SUPPLIED ENTRIES:
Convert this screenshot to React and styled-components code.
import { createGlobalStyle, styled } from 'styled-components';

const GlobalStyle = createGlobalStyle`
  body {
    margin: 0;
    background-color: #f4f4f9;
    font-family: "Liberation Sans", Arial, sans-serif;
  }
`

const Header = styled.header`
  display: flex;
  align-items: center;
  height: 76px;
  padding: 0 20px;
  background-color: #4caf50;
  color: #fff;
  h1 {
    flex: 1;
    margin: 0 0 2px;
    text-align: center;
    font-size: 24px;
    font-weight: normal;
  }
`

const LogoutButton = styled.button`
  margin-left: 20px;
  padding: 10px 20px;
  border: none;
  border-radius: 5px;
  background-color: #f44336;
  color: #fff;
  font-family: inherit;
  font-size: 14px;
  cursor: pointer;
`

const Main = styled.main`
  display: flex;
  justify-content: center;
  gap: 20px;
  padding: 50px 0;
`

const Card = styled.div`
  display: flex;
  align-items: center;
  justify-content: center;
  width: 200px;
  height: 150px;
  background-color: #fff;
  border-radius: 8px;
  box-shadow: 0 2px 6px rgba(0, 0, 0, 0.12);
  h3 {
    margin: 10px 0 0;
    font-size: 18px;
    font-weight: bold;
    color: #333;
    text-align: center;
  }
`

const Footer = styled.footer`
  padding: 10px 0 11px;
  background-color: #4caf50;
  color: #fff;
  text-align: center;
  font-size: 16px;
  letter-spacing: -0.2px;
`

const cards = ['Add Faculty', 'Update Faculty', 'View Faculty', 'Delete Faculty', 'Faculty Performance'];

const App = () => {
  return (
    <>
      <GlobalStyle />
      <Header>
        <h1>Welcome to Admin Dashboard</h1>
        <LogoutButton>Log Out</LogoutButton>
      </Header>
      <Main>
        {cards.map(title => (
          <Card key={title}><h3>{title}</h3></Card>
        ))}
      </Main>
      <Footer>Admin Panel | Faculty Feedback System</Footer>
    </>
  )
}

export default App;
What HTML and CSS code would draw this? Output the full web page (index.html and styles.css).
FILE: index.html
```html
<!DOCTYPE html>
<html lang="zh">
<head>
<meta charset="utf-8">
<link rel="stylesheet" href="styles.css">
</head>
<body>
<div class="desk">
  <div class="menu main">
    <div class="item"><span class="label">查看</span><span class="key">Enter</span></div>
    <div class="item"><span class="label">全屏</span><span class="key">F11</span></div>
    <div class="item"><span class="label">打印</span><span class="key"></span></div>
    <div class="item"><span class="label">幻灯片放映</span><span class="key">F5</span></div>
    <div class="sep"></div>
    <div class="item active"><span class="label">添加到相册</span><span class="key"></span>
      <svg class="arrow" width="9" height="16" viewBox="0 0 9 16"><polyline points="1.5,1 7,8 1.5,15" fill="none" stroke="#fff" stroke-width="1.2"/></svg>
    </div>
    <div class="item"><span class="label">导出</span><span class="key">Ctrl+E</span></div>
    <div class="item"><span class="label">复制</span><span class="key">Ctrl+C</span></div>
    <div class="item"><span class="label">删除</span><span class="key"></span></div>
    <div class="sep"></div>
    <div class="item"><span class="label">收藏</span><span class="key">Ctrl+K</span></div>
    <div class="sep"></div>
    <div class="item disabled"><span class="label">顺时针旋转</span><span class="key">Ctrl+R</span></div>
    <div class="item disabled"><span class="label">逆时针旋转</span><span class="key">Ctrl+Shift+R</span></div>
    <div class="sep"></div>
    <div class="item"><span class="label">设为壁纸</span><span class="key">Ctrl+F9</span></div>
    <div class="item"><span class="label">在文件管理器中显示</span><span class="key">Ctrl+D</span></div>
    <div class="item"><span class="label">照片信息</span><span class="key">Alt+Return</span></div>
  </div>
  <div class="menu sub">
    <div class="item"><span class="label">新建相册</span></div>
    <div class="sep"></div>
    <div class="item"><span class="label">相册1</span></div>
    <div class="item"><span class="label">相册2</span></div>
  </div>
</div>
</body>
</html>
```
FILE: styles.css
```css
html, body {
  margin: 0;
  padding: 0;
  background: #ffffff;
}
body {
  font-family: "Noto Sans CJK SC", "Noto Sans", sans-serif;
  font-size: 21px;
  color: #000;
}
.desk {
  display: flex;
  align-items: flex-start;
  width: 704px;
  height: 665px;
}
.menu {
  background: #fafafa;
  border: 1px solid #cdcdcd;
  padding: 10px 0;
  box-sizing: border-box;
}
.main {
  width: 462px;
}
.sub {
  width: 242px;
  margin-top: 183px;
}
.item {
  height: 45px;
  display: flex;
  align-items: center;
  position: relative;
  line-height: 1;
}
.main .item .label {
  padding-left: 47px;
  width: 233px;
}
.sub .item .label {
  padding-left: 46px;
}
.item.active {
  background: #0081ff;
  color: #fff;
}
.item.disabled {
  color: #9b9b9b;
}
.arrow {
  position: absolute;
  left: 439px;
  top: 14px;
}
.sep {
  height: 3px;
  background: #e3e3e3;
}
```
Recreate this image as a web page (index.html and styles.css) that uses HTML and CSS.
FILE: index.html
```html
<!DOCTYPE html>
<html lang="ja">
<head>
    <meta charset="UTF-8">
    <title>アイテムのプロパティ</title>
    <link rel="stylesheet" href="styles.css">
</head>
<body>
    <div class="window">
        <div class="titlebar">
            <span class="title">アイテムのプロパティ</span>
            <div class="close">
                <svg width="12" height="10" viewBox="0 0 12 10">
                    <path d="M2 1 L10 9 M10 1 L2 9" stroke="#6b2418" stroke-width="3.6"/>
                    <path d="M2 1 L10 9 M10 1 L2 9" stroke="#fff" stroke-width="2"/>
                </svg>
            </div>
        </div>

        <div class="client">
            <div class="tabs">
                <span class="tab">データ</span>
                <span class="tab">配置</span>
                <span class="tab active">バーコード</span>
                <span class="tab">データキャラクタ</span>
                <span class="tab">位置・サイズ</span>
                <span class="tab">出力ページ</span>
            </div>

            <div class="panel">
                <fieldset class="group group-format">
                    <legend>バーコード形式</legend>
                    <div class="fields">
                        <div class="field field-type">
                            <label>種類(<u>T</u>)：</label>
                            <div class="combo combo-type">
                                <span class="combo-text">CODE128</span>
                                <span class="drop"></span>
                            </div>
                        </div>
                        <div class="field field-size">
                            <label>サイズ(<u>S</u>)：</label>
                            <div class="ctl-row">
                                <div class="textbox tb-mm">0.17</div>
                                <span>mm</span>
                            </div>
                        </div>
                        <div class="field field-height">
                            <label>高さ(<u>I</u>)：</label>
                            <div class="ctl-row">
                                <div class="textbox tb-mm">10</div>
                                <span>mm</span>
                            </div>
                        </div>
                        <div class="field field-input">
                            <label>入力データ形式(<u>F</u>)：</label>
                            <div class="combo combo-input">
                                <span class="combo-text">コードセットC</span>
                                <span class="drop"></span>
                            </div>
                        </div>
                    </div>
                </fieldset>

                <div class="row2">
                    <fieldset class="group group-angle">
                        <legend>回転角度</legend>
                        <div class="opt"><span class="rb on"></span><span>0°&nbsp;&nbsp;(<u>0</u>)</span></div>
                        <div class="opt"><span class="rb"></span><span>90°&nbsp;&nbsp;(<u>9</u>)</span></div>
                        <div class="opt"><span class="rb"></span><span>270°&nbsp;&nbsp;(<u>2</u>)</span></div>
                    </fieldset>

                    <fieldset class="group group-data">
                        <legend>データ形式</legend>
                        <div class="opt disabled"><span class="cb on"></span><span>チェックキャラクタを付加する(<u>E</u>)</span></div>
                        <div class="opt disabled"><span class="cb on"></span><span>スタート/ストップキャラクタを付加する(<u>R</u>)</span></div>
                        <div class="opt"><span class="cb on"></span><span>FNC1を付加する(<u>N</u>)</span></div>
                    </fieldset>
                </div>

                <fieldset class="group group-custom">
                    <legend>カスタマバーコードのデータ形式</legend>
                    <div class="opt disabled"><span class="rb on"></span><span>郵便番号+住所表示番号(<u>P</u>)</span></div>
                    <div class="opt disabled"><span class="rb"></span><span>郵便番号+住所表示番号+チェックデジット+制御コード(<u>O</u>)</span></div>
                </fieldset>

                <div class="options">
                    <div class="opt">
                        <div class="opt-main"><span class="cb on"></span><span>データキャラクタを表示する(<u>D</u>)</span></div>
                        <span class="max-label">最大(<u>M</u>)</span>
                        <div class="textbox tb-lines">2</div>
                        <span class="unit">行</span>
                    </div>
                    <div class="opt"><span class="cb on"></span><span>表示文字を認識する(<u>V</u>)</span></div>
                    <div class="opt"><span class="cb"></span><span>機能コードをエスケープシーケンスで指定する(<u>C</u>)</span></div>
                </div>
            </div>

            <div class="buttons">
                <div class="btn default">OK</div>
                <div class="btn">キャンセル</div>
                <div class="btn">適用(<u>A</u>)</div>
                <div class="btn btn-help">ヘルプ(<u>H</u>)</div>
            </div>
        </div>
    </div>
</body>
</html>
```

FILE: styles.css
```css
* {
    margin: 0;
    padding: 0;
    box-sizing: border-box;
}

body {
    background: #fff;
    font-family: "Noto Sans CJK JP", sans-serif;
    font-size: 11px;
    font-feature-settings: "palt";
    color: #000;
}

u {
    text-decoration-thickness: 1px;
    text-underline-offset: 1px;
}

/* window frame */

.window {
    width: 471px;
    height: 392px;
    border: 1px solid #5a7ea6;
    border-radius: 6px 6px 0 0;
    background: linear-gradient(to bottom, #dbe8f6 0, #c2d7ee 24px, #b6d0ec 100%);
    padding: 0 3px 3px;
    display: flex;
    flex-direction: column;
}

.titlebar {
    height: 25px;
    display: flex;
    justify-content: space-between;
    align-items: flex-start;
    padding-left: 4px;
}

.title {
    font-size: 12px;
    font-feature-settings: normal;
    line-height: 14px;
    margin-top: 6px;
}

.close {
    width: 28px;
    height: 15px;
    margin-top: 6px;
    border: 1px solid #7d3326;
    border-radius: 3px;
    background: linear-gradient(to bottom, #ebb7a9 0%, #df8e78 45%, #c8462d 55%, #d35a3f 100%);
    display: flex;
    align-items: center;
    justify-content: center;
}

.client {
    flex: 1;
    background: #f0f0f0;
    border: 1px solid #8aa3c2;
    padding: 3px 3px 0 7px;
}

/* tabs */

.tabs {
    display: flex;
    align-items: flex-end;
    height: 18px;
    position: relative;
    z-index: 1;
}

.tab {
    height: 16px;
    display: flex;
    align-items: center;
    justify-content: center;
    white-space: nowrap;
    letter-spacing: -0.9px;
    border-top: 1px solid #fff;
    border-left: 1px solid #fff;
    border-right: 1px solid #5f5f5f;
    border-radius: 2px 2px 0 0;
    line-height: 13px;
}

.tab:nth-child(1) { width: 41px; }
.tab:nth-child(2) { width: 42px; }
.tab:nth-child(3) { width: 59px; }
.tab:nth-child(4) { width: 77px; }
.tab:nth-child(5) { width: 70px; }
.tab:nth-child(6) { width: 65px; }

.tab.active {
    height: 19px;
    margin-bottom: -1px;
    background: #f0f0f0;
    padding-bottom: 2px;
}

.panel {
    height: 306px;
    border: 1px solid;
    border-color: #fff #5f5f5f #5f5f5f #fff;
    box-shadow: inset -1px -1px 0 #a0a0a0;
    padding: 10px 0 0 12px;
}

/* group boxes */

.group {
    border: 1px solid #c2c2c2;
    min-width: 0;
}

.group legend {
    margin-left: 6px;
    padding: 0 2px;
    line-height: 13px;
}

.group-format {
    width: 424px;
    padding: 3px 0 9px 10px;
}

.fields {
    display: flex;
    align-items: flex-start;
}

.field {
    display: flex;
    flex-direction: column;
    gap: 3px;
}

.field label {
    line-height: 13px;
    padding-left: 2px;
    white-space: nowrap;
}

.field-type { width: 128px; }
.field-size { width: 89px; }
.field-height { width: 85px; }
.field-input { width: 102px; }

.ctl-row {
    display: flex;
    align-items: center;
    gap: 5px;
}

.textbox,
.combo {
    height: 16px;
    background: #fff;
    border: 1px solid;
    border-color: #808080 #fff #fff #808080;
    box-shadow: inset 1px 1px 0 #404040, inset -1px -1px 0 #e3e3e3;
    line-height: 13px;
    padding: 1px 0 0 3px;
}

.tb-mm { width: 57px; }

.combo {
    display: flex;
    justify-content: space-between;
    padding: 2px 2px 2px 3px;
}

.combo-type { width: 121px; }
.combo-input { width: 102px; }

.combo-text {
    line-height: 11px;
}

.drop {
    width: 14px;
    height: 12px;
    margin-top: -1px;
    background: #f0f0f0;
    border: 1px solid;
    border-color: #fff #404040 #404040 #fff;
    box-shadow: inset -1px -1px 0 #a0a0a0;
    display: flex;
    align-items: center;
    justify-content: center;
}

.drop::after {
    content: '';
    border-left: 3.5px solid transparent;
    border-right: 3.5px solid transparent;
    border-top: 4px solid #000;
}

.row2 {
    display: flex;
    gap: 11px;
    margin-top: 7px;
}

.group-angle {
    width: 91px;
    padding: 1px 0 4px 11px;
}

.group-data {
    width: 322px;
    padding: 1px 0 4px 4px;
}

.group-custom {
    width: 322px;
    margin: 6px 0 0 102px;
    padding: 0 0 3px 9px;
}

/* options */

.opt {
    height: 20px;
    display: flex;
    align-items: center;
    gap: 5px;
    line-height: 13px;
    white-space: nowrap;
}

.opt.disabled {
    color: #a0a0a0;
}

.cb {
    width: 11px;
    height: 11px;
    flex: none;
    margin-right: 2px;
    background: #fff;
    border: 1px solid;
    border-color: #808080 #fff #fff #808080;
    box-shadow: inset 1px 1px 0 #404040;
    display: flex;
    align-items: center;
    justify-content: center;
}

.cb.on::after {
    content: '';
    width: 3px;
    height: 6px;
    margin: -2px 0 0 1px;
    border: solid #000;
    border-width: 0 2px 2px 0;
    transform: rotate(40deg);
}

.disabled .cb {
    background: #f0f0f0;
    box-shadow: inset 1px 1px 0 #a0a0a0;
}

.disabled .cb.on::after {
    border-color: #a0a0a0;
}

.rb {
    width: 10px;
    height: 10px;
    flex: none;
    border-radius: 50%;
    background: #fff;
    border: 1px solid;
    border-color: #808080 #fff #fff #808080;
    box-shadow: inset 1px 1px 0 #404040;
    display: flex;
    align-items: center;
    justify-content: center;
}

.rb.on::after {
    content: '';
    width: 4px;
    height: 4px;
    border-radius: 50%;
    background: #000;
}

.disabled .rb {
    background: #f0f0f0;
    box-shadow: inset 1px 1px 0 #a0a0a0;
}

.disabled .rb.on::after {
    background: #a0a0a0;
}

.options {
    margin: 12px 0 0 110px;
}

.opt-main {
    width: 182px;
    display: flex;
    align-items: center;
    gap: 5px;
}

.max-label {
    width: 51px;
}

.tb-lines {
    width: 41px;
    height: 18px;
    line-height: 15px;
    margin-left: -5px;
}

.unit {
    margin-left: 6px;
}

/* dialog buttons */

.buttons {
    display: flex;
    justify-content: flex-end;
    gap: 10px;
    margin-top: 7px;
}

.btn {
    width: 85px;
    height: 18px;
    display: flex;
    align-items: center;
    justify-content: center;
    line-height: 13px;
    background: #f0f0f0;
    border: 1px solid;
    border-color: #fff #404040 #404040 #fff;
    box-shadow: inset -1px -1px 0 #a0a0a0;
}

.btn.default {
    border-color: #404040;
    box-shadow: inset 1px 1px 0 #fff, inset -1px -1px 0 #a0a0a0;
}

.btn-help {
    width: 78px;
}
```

AIM:
From the entries above, copy every line containing the word "components".

THE RESPONSE:
Convert this screenshot to React and styled-components code.
import { createGlobalStyle, styled } from 'styled-components';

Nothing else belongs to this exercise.